In 1999, Bennett co-founded Cyota, a company that develops anti-fraud software and became its CEO. He sold the company in 2005 to U.S.-based RSA Security for $145 million. In 2006, Bennett was pondering what to do next when a friend introduced him to Netanyahu, who at the time was leader of the opposition Likud party. Netanyahu subsequently offered him the chief of staff position.
While many are waiting to see whether Netanyahu will renew the settlement freeze when it expires on September 26, Bennett is calling for a third option. He wants Netanyahu not only to do away with the freeze but also to make planning applications in the West Bank “just like in the rest of Israel” — not subject to Defense Ministry approval as they currently are, rather just to normal planning processes.
In the coming years, he wants to see the Jewish population of the West Bank — which he always refers to by the biblical regions it covers, Judea and Samaria — swell to a million.
“Judea and Samaria is empty, only around 8% of the land is built,” he explained. “There’s enough room for Palestinians’ great-great-great-grandchildren and Jews’ great-great-great-grandchildren — it’s all open space in Judea and Samaria.”
In his vision for the future, Bennett says that Palestinian areas currently designated “Area A” under the Oslo Accords and possibly some other lands — amounting to 40% of the West Bank — should be under full Palestinian control. Bennett’s vision is distinct from ideas recently proposed by some leading Likudniks, in which Israel would annex the entirety of the West Bank. Whereas these proposals would involve some gradual extension of citizenship rights to Palestinians, Bennett rejects this idea. Instead, he touts the autonomy he wants to grant — which would include the right of Palestinians to elect Palestinian leaders and self-governance in most respects — as an alternative to full-fledged Palestinian statehood.
Bennett said he is against any settlement building on privately owned Palestinian land. In cases where this has happened, he said that legal action should be taken against the guilty party — “either you move the homes or reach an arrangement of compensation like anywhere else in Israel according to Israeli law.”
In his interview with the Forward, Bennett, who is 38 years old and, though balding, looks youthful and trim, was enthusiastic about the strategic and cultural importance of the territories Israel captured in the 1967 Six Day War.
“Jerusalem and Judea and Samaria are the heart and soul of Israel,” he said. If Israeli control of these areas is compromised, he explained, they will become bases for Iranian-funded radicals, and Israel will have “a soulless body, which I think will not survive in the long term.”
Bennett is an atypical exponent for such views. He grew up far from the territories, in Haifa. His wife is secular, while he describes himself as “moderate Orthodox.” They live in leafy, middle-class Ra’anana, a city that epitomizes pre-1967 Israel.
Bennett’s background has raised the hackles of some settlers.
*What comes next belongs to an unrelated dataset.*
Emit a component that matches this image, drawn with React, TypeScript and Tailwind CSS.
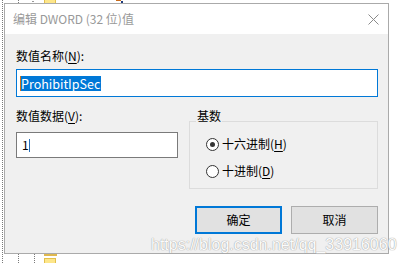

Asked for her opinion of Bennett, Daniella Weiss, former mayor of Kedumim in the West Bank and an icon of hard-line settlers, said that “he’s like a U.N. spectator — he’s an outsider.” She likened the Yesha Council’s choice to an army selecting “a chief of staff who hasn’t been in a large battle.” A settler leader “has to know what it’s like having sheep and goats, and one Shabbat afternoon, Arabs coming and stealing them,” she said.
But Bennett claims that his place of residence is actually an advantage. One of his main priorities is to ensure that a mass evacuation, like that which accompanied the Gaza disengagement of 2005, will not take happen again. The disengagement was able to take place, he said, because settlers failed to galvanize mainstream Israel against it.
“We saw in Gush Katif how quickly houses can be demolished, and that’s why there’s a lot more outreach and connection to the Israeli public,” he said. He added: “There was the disengagement and Yesha’s main mission today is to re-engage.”
In this “re-engagement,” by which he means attempting to win over other Israelis to the settlers’ side, having a non-settler heading the Yesha Council sends an important message, he said. Indeed, Bennett was recruited to the Yesha Council by Danny Dayan, who since 2007 has served as the Yesha Council’s first secular chairman. Bennett hopes that working together, the Ra’anana resident and the secular settler will drive home the point that “Judea and Samaria is not a sectoral issue.”
“The folks that live in Judea and Samaria are living there, many of them, as a mission both from a spiritual sense and from security reasons….,” he said. “Judea and Samaria, from their perspective, is not about them and their house and what will happen. It’s about am yisrael, therefore there’s nothing strange about having a CEO living in Ra’anana — it’s all one Israel.”